First work days for community market garden

April has been a busy and cold month at Eves Hill Veg Co. We are feeling pleased that we haven’t rushed our planting plan as the weather has no doubt been tricky for gardeners and growers so far this year.
 

Help from Norwich Farm Share

 
With Rosi and Emma from Norwich Farm Share we managed to plant our first three beds of salads in mid-April.
 
We are gently collaborating and sharing skills and hope to supply Norwich Farm Share and maybe even a few local restaurants.
 
We had the foresight to fleece the new plantings prior to the recent minus temperatures. Norwich Farm Share has lent us lots of their equipment this year while they search for a new site near the city.
 
John from Growing Together kindly lent a couple of days to help support the build on our polytunnel, which is made from a recycled frame that Grahame Hughes, an organic grower near Diss, tells me goes back beyond 1983 when he inherited it.

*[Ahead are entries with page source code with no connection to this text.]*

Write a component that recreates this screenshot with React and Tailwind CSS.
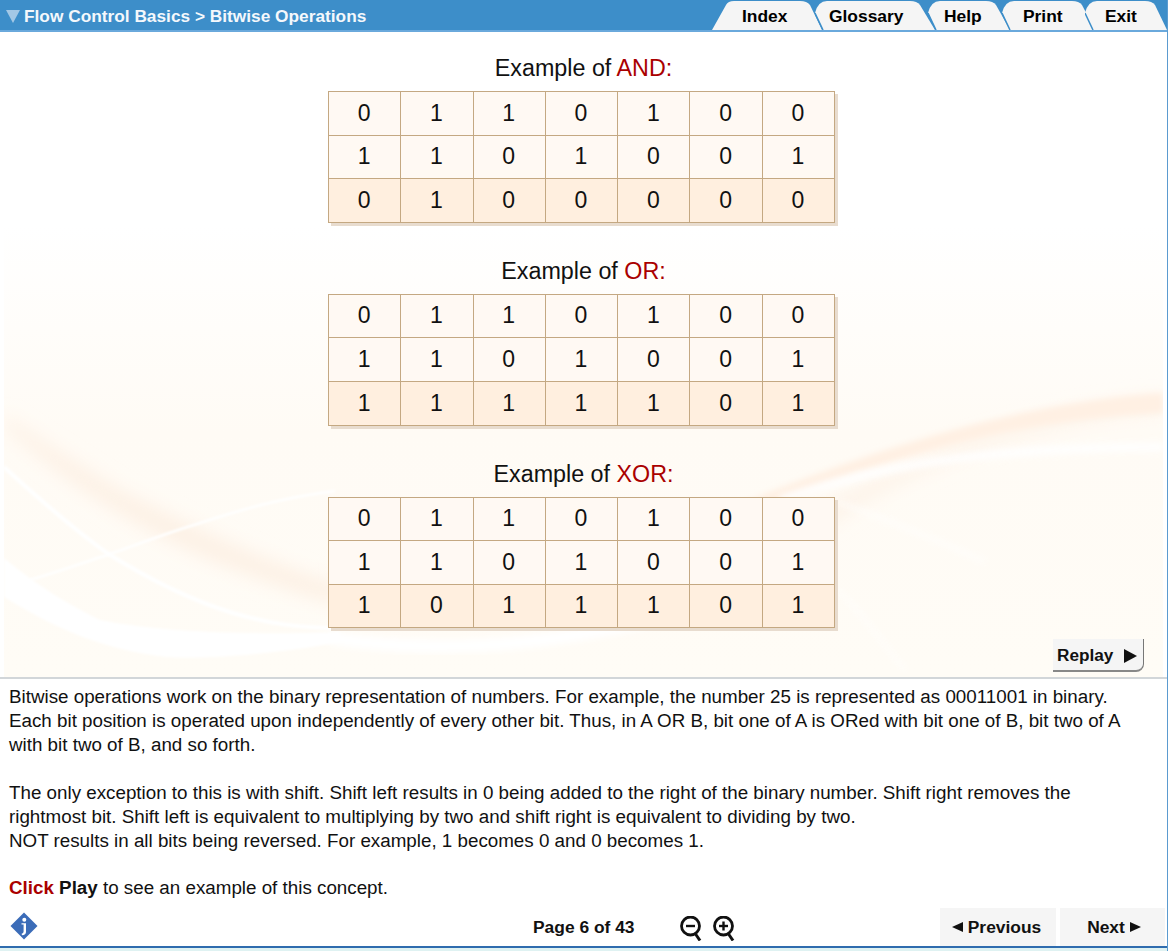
const tables = [
    {
        title: "AND:",
        rows: ["0110100", "1101001", "0100000"],
    },
    {
        title: "OR:",
        rows: ["0110100", "1101001", "1111101"],
    },
    {
        title: "XOR:",
        rows: ["0110100", "1101001", "1011101"],
    },
];

const tabs = [
    { label: "Index", box: "w-[110px]", view: "0 0 110 30", path: "M0 30 L14 5 Q16 1 22 1 L88 1 Q95 1 98 5 L110 30 Z", text: "pl-[30px]" },
    { label: "Glossary", box: "w-[120px] -ml-[7px]", view: "0 0 120 30", path: "M8 30 L0 13 Q3 1 12 1 L95 1 Q102 1 105 5 L120 30 Z", text: "pl-[14px]" },
    { label: "Help", box: "w-[82px] -ml-[7px]", view: "0 0 82 30", path: "M8 30 L0 13 Q3 1 12 1 L58 1 Q65 1 68 5 L82 30 Z", text: "pl-[16px]" },
    { label: "Print", box: "w-[93px] -ml-[8px]", view: "0 0 93 30", path: "M8 30 L0 13 Q3 1 12 1 L70 1 Q77 1 80 5 L93 30 Z", text: "pl-[21px]" },
    { label: "Exit", box: "w-[82px] -ml-[10px]", view: "0 0 82 30", path: "M8 30 L0 13 Q3 1 12 1 L60 1 Q67 1 70 5 L82 30 Z", text: "pl-[20px]" },
];

function Tab({ tab, first }) {
    return (
        <div className={`relative h-[30px] ${tab.box}`}>
            <svg className="absolute inset-0 h-full w-full" viewBox={tab.view} aria-hidden="true">
                <path d={tab.path} fill="#f5f5f5" />
                {!first && <path d="M8 30 L0 13" fill="none" stroke="#3d8ec9" strokeWidth="1.5" />}
            </svg>
            <span className={`relative block pt-[6px] text-[17.4px] leading-[20px] font-bold text-black ${tab.text}`}>
                {tab.label}
            </span>
        </div>
    );
}

// soft wave artwork behind the tables
function BackgroundArt() {
    return (
        <svg className="absolute left-[4px] top-0 h-[645px] w-[1159px]" viewBox="4 32 1159 645" preserveAspectRatio="none" aria-hidden="true">
            <defs>
                <linearGradient id="fade" x1="0" y1="0" x2="0" y2="1">
                    <stop offset="0" stopColor="#ffffff" />
                    <stop offset="0.3" stopColor="#ffffff" />
                    <stop offset="0.62" stopColor="#fffbf5" />
                    <stop offset="1" stopColor="#fffcf6" />
                </linearGradient>
                <filter id="soft" x="-10%" y="-30%" width="120%" height="160%">
                    <feGaussianBlur stdDeviation="9" />
                </filter>
                <filter id="thin" x="-10%" y="-30%" width="120%" height="160%">
                    <feGaussianBlur stdDeviation="1.2" />
                </filter>
                <filter id="mid" x="-10%" y="-30%" width="120%" height="160%">
                    <feGaussianBlur stdDeviation="3" />
                </filter>
            </defs>
            <rect x="4" y="32" width="1159" height="645" fill="url(#fade)" />
            <path d="M4 425 C60 480 130 525 210 560 C260 580 300 595 340 605 L340 585 C260 560 180 520 120 490 C80 465 40 440 4 415Z" fill="#fdf1e5" filter="url(#soft)" />
            <path d="M340 560 C500 600 650 590 760 545 C840 490 1000 410 1163 398 L1163 412 C1020 420 880 480 780 560 C640 620 450 610 340 580Z" fill="#fdf3e8" filter="url(#soft)" />
            <path d="M700 520 C790 485 960 408 1163 393 L1163 413 C1040 418 900 450 760 512 C730 525 710 528 700 520Z" fill="#fff0e3" filter="url(#mid)" />
            <path d="M4 467 C40 500 75 530 107 553 C150 580 190 600 233 613 C270 624 300 628 340 628" fill="none" stroke="#ffffff" strokeWidth="4" filter="url(#thin)" />
            <path d="M30 580 C70 568 85 562 107 555 C150 540 170 532 200 523 C240 510 280 498 335 491" fill="none" stroke="#ffffff" strokeWidth="2.4" filter="url(#thin)" />
            <path d="M780 500 C880 465 980 448 1163 447" fill="none" stroke="#ffffff" strokeWidth="9" opacity="0.85" filter="url(#mid)" />
            <path d="M838 502 C900 525 960 550 985 562" fill="none" stroke="#ffffff" strokeWidth="4" opacity="0.6" filter="url(#mid)" />
            <path d="M838 590 C860 610 880 640 905 670" fill="none" stroke="#ffffff" strokeWidth="4" opacity="0.5" filter="url(#mid)" />
            <path d="M4 558 C40 588 70 605 100 620 C150 630 230 636 340 632 L340 642 C300 650 220 660 167 657 C100 650 50 625 4 597Z" fill="#ffffff" filter="url(#thin)" />
            <path d="M330 638 C420 652 530 650 660 618" fill="none" stroke="#ffffff" strokeWidth="13" filter="url(#mid)" />
        </svg>
    );
}

function BitTable({ example }) {
    return (
        <div className="flex flex-col items-center">
            <h2 className="ml-[4px] h-[28px] text-[23.3px] leading-[28px] font-normal text-[#111]">
                Example of <span className="text-[#aa0000]">{example.title}</span>
            </h2>
            <div className="mt-[9px] w-[507px] border-t border-l border-[#c4a882] shadow-[3px_3px_0_#e8dccf]">
                {example.rows.map((row, r) => (
                    <div key={r} className={`grid grid-cols-7 ${r === 2 ? "bg-[#ffefdf]" : "bg-[#fff9f3]"}`}>
                        {row.split("").map((bit, c) => (
                            <div
                                key={c}
                                className="flex h-[43.6px] items-center justify-center border-r border-b border-[#c4a882] pb-[1px] pr-[1px] text-[23px] text-[#111]"
                            >
                                {bit}
                            </div>
                        ))}
                    </div>
                ))}
            </div>
        </div>
    );
}

function InfoIcon() {
    return (
        <svg width="28" height="28" viewBox="0 0 28 28" aria-hidden="true">
            <path d="M14 0.5 L27.5 14 L14 27.5 L0.5 14 Z" fill="#3b6cb8" />
            <circle cx="14.3" cy="7.8" r="2" fill="#fff" />
            <path d="M11.5 11.2 H16 V20 Q16 23 12 23.2 L11.6 21.8 Q13.6 21.4 13.6 19.4 V12.6 H11.5 Z" fill="#fff" />
        </svg>
    );
}

function ZoomIcon({ plus }) {
    return (
        <svg width="22" height="25" viewBox="0 0 22 25" aria-hidden="true">
            <circle cx="10.5" cy="10" r="9" fill="none" stroke="#111" strokeWidth="2.8" />
            <path d="M6 10 H15" stroke="#111" strokeWidth="2.4" />
            {plus && <path d="M10.5 5.5 V14.5" stroke="#111" strokeWidth="2.4" />}
            <path d="M15.5 18 L20 24.5" stroke="#111" strokeWidth="3" />
        </svg>
    );
}

export default function App() {
    return (
        <div className="flex h-[951px] w-[1168px] flex-col overflow-hidden border-r border-r-[#5b9bd0] bg-white font-['Liberation_Sans',Arial,sans-serif] text-black">
            <header className="flex h-[32px] shrink-0 items-start justify-between border-b-2 border-b-[#6aa9dc] bg-[#3d8ec9]">
                <div className="flex items-center pl-[6px] pt-[6px] text-[17.3px] leading-[20px] font-bold text-[#f4f8fc]">
                    <span className="mr-[4px] h-0 w-0 border-x-[7px] border-t-[13px] border-x-transparent border-t-[#a3c8e6]" />
                    Flow Control Basics &gt; Bitwise Operations
                </div>
                <nav className="flex">
                    {tabs.map((tab, i) => (
                        <Tab key={tab.label} tab={tab} first={i === 0} />
                    ))}
                </nav>
            </header>

            <main className="relative h-[647px] shrink-0 border-b-2 border-b-[#d2d6d9]">
                <BackgroundArt />
                <div className="relative flex flex-col gap-[34px] pt-[22px] pr-[4px]">
                    {tables.map(example => (
                        <BitTable key={example.title} example={example} />
                    ))}
                </div>
                <button className="absolute right-[23px] top-[607px] flex h-[33px] w-[91px] items-center justify-between rounded-br-[8px] border-r border-b-2 border-r-[#777] border-b-[#888] bg-[#f5f5f5] pl-[4px] pr-[6px] pt-[2px] text-[17.2px] font-bold text-[#111]">
                    Replay
                    <span className="h-0 w-0 border-y-[7px] border-l-[13px] border-y-transparent border-l-[#111]" />
                </button>
            </main>

            <section className="h-[223px] shrink-0 px-[9px] pt-[6px] text-[18.8px] leading-[24px] text-[#111]">
                <p className="whitespace-nowrap">
                    Bitwise operations work on the binary representation of numbers. For example, the number 25 is represented as 00011001 in binary.
                    <br />
                    Each bit position is operated upon independently of every other bit. Thus, in A OR B, bit one of A is ORed with bit one of B, bit two of A
                    <br />
                    with bit two of B, and so forth.
                </p>
                <p className="mt-[24px] whitespace-nowrap">
                    The only exception to this is with shift. Shift left results in 0 being added to the right of the binary number. Shift right removes the
                    <br />
                    rightmost bit. Shift left is equivalent to multiplying by two and shift right is equivalent to dividing by two.
                    <br />
                    NOT results in all bits being reversed. For example, 1 becomes 0 and 0 becomes 1.
                </p>
                <p className="mt-[23px]">
                    <b className="text-[#aa0000]">Click</b> <b>Play</b> to see an example of this concept.
                </p>
            </section>

            <footer className="flex h-[46px] shrink-0 items-start border-b-2 border-b-[#2f6cae]">
                <div className="ml-[10px] pt-[10px]">
                    <InfoIcon />
                </div>
                <div className="ml-[495px] pt-[15px] text-[17.4px] leading-[20px] font-bold text-[#111]">Page 6 of 43</div>
                <div className="ml-[45px] flex gap-[11px] pt-[14px]">
                    <ZoomIcon />
                    <ZoomIcon plus />
                </div>
                <button className="ml-[205px] mt-[6px] flex h-[38px] w-[116px] items-center justify-center gap-[5px] bg-[#f5f5f5] pr-[2px] text-[17.4px] font-bold text-[#111]">
                    <span className="h-0 w-0 border-y-[5.5px] border-r-[11px] border-y-transparent border-r-[#111]" />
                    Previous
                </button>
                <button className="ml-[4px] mt-[6px] flex h-[38px] w-[105px] items-center justify-center gap-[5px] bg-[#f5f5f5] pl-[4px] text-[17.4px] font-bold text-[#111]">
                    Next
                    <span className="h-0 w-0 border-y-[5.5px] border-l-[11px] border-y-transparent border-l-[#111]" />
                </button>
            </footer>
            <div className="h-[3px] shrink-0 bg-[#dff2f2]" />
        </div>
    );
}
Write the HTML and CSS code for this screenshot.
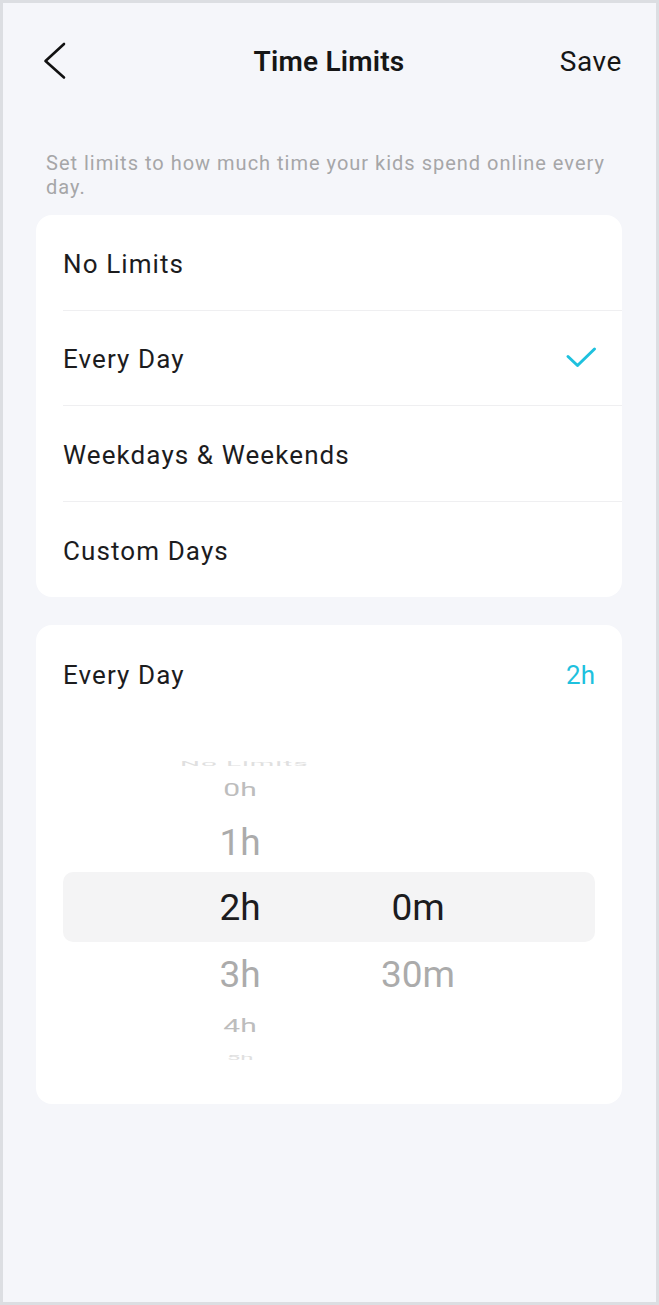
FILE: index.html
```html
<!DOCTYPE html>
<html lang="en">
<head>
<meta charset="utf-8">
<title>Time Limits</title>
<link rel="stylesheet" href="styles.css">
</head>
<body>
<div class="screen">
  <header class="topbar">
    <div class="back">
      <svg width="28" height="40" viewBox="0 0 28 40"><path d="M24 3 L5.5 20 L24 36.5" fill="none" stroke="#111" stroke-width="2.6" stroke-linecap="round" stroke-linejoin="round"/></svg>
    </div>
    <h1 class="title">Time Limits</h1>
    <div class="save">Save</div>
  </header>

  <p class="intro">Set limits to how much time your kids spend online every day.</p>

  <section class="card options">
    <div class="opt"><div class="opt-inner"><span>No Limits</span></div></div>
    <div class="opt"><div class="opt-inner"><span>Every Day</span>
      <svg class="check" width="32" height="24" viewBox="0 0 32 24"><path d="M3 10.5 L12.5 19.5 L29.5 3" fill="none" stroke="#1ec1de" stroke-width="3" stroke-linecap="round" stroke-linejoin="round"/></svg>
    </div></div>
    <div class="opt"><div class="opt-inner"><span>Weekdays &amp; Weekends</span></div></div>
    <div class="opt last"><div class="opt-inner"><span>Custom Days</span></div></div>
  </section>

  <section class="card schedule">
    <div class="sched-head"><span>Every Day</span><span class="sched-val">2h</span></div>
    <div class="picker">
      <div class="prow r0"><span class="cell">No Limits</span><span class="cell"></span></div>
      <div class="prow r1"><span class="cell">0h</span><span class="cell"></span></div>
      <div class="prow r2"><span class="cell">1h</span><span class="cell"></span></div>
      <div class="prow r3 sel"><span class="cell">2h</span><span class="cell">0m</span></div>
      <div class="prow r4"><span class="cell">3h</span><span class="cell">30m</span></div>
      <div class="prow r5"><span class="cell">4h</span><span class="cell"></span></div>
      <div class="prow r6"><span class="cell">5h</span><span class="cell"></span></div>
    </div>
  </section>
</div>
</body>
</html>
```

FILE: styles.css
```css
* { box-sizing: border-box; }
html, body { margin: 0; padding: 0; }
body {
  font-family: Roboto, "Liberation Sans", Arial, sans-serif;
  background: #f5f6fa;
  color: #1c1c1e;
}
.screen {
  width: 659px;
  height: 1305px;
  border: 3px solid #dcdee2;
  background: #f5f6fa;
  padding: 28px 34px 0 33px;
  overflow: hidden;
}
.topbar {
  display: grid;
  grid-template-columns: 1fr auto 1fr;
  align-items: center;
  height: 60px;
}
.back {
  display: flex;
  align-items: center;
  padding-left: 4px;
}
.back svg { display: block; }
.title {
  margin: 0;
  font-size: 28px;
  font-weight: 600;
  color: #161616;
  letter-spacing: 0.2px;
}
.save {
  justify-self: end;
  font-size: 28px;
  color: #161616;
  letter-spacing: 0.6px;
}
.intro {
  margin: 60px 0 16px 10px;
  font-size: 20px;
  line-height: 24px;
  letter-spacing: 1px;
  color: #a6a6a8;
}
.card {
  background: #fff;
  border-radius: 16px;
}
.opt {
  padding-left: 27px;
}
.opt-inner {
  height: 95.5px;
  display: flex;
  align-items: center;
  justify-content: space-between;
  padding-right: 25px;
  padding-top: 3px;
  border-bottom: 1px solid #efeff1;
  font-size: 26px;
  letter-spacing: 1.1px;
  color: #1c1c1e;
}
.opt.last .opt-inner { border-bottom: none; }
.check { display: block; margin-top: -3px; }
.schedule {
  margin-top: 28px;
  padding: 0 27px 44px;
}
.sched-head {
  height: 100px;
  display: flex;
  align-items: center;
  justify-content: space-between;
  font-size: 26px;
  letter-spacing: 1.1px;
  color: #1c1c1e;
}
.sched-val { color: #1ec1de; letter-spacing: 0; }
.picker {
  padding-top: 31px;
}
.prow {
  display: grid;
  grid-template-columns: 120px 120px;
  column-gap: 58px;
  justify-content: center;
  align-items: center;
  font-size: 37px;
  color: #ababab;
}
.cell {
  text-align: center;
  line-height: 1;
  display: block;
  white-space: nowrap;
}
.r0 { height: 12px; }
.r0 .cell { font-size: 28px; transform: translateY(-6px) scaleY(0.25); color: #e0e0e0; letter-spacing: 1px; }
.r1 { height: 44px; }
.r1 .cell { font-size: 30px; transform: scaleY(0.6); color: #bdbdbd; }
.r2 { height: 60px; }
.r3 { height: 70px; background: #f4f4f5; border-radius: 10px; }
.r3 .cell { color: #1c1c1e; }
.r4 { height: 64px; }
.r5 { height: 40px; }
.r5 .cell { font-size: 30px; transform: scaleY(0.6); color: #bdbdbd; }
.r6 { height: 14px; }
.r6 .cell { font-size: 24px; transform: scaleY(0.3); color: #e0e0e0; }
```
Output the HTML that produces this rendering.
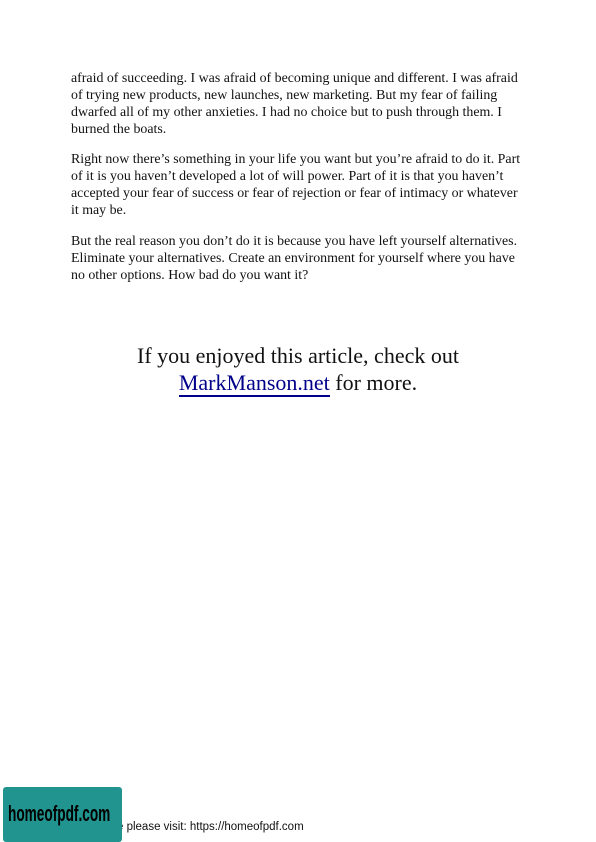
<!DOCTYPE html>
<html><head><meta charset="utf-8"><style>
html,body{margin:0;padding:0;background:#fff;width:596px;height:842px;overflow:hidden;position:relative}
.t{position:absolute;left:71px;font-family:"Liberation Serif",serif;font-size:13.9px;color:#111;white-space:nowrap;line-height:17px}
.h{position:absolute;left:0;width:596px;text-align:center;font-family:"Liberation Serif",serif;font-size:22px;color:#111;white-space:nowrap;line-height:27px}
a{color:#00008b;text-decoration:none;border-bottom:2px solid #00008b}
</style></head><body>
<div class="t" style="top:70px">afraid of succeeding. I was afraid of becoming unique and different. I was afraid<br>of trying new products, new launches, new marketing. But my fear of failing<br>dwarfed all of my other anxieties. I had no choice but to push through them. I<br>burned the boats.</div>
<div class="t" style="top:151px">Right now there’s something in your life you want but you’re afraid to do it. Part<br>of it is you haven’t developed a lot of will power. Part of it is that you haven’t<br>accepted your fear of success or fear of rejection or fear of intimacy or whatever<br>it may be.</div>
<div class="t" style="top:233px">But the real reason you don’t do it is because you have left yourself alternatives.<br>Eliminate your alternatives. Create an environment for yourself where you have<br>no other options. How bad do you want it?</div>
<div class="h" style="top:342px">If you enjoyed this article, check out<br><a>MarkManson.net</a> for more.</div>
<div style="position:absolute;left:117px;top:821px;font-family:'Liberation Sans',sans-serif;font-size:11.5px;color:#111;white-space:nowrap">e please visit: https://homeofpdf.com</div>
<div style="position:absolute;left:3px;top:787px;width:119px;height:55px;background:#21948f;border-radius:3px"></div>
<div style="position:absolute;left:8px;top:801px;font-family:'Liberation Sans',sans-serif;font-size:22px;font-weight:bold;color:#000;transform:scaleX(0.62);transform-origin:left;white-space:nowrap">homeofpdf.com</div>
</body></html>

It found its way from Grahame to Wolterton Hall and then to us.
 
This is a slow job as we’re raising up the tunnel to give it straight sides (and more height for growing tomatoes and cucumbers), but we’ll get there – and it comes with good heritage.
 
While at Wolterton collecting the frame, we were given permission to propagate globe artichokes from the walled garden, and last week we started framing the “garden” area of the Eves Hill Farm site with them, an elegant driveway and approach that by summer will be bearing delicious globes.
 
Last weekend Ian from the Starting Handle Club came along with a vintage tractor to help us rotovate – breaking up the surface of the soil even further after Jeremy Buxton’s initial cultivation.
 
The finer the tilth the better contact the soil will make when sowing seeds directly, increasing the germination rate.
 
And it’s time to sow our green manures, which will help build fertility in the soil over the coming 1-2 years.
 
I had a dream that a local choir came and helped us with this sowing, singing while broadcasting the seeds and pressing them into the ground by foot. If anyone has any choral contacts or fancies a sing-song with the skylarks that are full of Booton joy, let me know.
 
The first of our “field” crops arrive from Delfland Nurseries this week: beetroot, chard, spinach, celeriac and celery.
 
In their honour, we are hosting our first Community Work Day at Eves Hill Farm, Norwich Road, Booton, on Saturday 7 May from 10 am – 4 pm. If you can spare a couple of hours, do come along to see what we’re up to and lend a hand.
 
We’ll be holding another work day on Saturday 28 May, also from 10 am – 4 pm, when we’ll be welcoming friends from Organiclea in London on a weekend trip.
 
We’re keen to meet new people, share skills and imagine what possibilities this little plot might bring.